*INFORMATION PROVIDED*.
## start

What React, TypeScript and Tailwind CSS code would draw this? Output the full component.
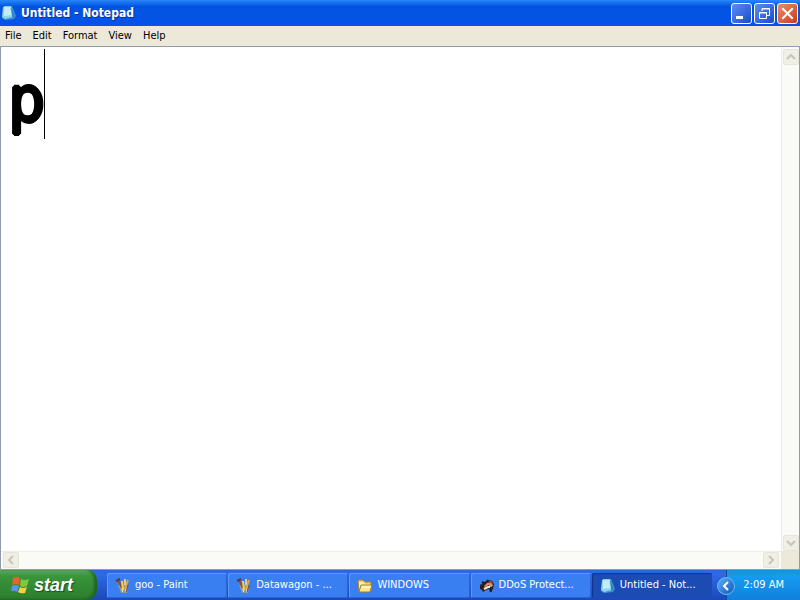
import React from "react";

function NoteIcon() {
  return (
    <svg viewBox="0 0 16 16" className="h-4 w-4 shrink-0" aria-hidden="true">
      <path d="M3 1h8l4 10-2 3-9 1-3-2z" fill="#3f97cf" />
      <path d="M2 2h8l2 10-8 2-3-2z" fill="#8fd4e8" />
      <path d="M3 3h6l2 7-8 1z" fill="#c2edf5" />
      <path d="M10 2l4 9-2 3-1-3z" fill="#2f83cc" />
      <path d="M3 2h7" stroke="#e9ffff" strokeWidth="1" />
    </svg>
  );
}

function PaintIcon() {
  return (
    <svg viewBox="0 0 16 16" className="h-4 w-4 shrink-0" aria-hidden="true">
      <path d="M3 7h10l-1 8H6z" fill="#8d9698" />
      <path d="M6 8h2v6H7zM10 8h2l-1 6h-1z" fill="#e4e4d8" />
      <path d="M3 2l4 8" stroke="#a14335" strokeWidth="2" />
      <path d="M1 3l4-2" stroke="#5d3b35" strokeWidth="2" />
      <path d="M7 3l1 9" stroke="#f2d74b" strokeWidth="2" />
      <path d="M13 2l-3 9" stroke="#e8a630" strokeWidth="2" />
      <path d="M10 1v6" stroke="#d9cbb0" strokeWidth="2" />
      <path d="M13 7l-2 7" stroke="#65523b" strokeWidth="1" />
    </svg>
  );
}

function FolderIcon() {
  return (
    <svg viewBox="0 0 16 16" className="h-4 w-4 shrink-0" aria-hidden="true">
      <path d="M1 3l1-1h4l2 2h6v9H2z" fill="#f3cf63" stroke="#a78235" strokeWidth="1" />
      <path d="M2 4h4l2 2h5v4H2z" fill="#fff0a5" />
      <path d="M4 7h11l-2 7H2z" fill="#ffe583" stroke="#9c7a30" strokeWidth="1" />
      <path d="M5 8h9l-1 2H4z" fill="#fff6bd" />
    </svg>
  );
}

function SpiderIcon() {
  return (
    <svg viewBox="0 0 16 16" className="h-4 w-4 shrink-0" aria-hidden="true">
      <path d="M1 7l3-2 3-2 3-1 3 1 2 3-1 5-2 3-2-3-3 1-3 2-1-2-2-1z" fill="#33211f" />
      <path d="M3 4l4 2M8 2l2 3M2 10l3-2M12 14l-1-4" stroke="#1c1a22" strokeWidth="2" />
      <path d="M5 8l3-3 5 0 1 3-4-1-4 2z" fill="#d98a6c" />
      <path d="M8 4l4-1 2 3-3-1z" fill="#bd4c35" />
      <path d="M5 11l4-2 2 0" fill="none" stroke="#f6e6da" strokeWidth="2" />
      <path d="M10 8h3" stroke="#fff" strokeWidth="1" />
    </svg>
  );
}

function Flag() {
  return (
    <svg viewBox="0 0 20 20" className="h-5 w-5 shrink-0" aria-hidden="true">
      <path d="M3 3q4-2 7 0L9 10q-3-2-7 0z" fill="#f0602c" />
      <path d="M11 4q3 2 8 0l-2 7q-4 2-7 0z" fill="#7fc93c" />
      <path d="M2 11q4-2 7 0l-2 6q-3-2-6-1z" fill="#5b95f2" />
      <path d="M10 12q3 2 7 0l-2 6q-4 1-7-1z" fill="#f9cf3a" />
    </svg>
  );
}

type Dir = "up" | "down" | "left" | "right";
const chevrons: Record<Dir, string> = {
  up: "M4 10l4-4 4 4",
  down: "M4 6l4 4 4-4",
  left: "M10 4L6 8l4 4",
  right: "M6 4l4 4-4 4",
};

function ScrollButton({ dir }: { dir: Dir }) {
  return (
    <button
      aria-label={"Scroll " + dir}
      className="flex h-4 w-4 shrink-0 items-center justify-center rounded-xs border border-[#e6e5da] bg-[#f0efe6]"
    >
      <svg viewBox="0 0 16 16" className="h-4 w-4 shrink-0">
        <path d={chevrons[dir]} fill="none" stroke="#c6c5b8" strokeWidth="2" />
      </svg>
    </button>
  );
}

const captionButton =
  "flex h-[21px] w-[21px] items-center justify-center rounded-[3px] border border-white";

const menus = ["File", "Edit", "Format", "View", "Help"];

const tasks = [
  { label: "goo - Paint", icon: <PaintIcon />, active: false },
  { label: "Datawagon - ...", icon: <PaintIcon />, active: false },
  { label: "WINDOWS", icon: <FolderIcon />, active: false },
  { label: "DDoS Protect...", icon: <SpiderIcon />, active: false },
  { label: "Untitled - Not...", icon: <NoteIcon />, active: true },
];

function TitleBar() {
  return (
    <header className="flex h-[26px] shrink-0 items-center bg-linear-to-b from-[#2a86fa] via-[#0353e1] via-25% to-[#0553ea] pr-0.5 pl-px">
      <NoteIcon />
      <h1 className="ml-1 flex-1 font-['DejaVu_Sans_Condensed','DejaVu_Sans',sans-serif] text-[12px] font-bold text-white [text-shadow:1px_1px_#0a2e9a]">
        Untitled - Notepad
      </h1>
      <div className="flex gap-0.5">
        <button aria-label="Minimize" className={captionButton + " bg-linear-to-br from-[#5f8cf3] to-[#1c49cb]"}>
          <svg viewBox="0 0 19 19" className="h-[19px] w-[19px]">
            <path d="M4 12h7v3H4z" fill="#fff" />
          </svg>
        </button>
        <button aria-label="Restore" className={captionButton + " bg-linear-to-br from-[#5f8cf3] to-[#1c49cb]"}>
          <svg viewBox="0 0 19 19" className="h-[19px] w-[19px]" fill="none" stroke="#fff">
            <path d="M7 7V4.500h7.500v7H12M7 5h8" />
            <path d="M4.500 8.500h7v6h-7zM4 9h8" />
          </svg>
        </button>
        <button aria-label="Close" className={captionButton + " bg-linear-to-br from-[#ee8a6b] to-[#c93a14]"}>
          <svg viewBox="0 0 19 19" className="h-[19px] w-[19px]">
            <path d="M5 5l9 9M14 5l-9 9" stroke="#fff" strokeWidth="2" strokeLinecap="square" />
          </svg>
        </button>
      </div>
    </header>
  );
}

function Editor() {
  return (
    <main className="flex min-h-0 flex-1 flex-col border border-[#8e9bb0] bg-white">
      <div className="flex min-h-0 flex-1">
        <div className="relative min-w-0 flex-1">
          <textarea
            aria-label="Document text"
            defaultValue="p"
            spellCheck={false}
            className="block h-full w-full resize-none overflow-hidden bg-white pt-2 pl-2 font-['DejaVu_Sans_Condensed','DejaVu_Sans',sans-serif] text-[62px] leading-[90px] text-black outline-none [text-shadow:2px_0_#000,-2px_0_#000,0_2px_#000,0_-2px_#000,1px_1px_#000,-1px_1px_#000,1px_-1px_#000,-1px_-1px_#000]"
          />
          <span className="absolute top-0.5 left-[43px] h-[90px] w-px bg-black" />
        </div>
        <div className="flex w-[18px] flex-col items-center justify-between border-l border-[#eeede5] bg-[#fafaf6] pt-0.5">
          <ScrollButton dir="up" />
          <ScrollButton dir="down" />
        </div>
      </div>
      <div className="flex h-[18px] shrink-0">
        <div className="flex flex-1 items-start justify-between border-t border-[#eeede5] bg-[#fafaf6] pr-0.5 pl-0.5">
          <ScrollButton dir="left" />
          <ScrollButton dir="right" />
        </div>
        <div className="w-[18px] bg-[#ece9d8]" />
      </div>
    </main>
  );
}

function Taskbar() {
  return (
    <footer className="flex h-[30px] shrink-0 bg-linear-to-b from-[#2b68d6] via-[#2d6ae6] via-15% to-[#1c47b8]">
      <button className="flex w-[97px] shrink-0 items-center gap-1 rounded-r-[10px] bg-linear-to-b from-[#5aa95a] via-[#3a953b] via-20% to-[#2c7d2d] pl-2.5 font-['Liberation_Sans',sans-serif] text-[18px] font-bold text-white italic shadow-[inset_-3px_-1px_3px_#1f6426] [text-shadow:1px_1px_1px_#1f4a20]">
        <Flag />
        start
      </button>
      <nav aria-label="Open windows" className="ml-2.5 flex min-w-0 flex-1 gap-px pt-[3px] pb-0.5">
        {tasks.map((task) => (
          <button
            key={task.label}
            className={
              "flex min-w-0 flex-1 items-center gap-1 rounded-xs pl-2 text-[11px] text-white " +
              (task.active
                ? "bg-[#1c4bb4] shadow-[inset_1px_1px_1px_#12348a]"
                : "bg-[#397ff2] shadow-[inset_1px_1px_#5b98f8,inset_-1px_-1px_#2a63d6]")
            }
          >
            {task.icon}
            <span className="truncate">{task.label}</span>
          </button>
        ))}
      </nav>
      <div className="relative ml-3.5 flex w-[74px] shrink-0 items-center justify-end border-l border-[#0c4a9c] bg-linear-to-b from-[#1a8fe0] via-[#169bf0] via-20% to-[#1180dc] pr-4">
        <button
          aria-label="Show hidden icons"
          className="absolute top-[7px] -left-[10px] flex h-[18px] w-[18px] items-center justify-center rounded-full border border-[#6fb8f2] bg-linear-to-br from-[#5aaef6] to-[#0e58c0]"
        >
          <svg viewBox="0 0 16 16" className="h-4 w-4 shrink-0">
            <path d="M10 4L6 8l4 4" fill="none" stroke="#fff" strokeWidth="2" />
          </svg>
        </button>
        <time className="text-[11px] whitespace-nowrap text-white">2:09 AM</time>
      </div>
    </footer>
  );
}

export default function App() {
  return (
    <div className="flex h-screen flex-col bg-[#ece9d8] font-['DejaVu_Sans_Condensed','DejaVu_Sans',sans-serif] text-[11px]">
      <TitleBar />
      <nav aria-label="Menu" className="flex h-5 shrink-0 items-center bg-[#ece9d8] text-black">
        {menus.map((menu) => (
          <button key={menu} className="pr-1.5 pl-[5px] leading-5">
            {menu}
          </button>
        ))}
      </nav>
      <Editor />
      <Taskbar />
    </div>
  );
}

## end

*EXERCISE REQUIREMENTS*. Return only the lines running from the top of the data to the line that holds "import React from". Include both of those lines, but skip the pictures.

*THE RESULT*.
What React, TypeScript and Tailwind CSS code would draw this? Output the full component.
import React from "react";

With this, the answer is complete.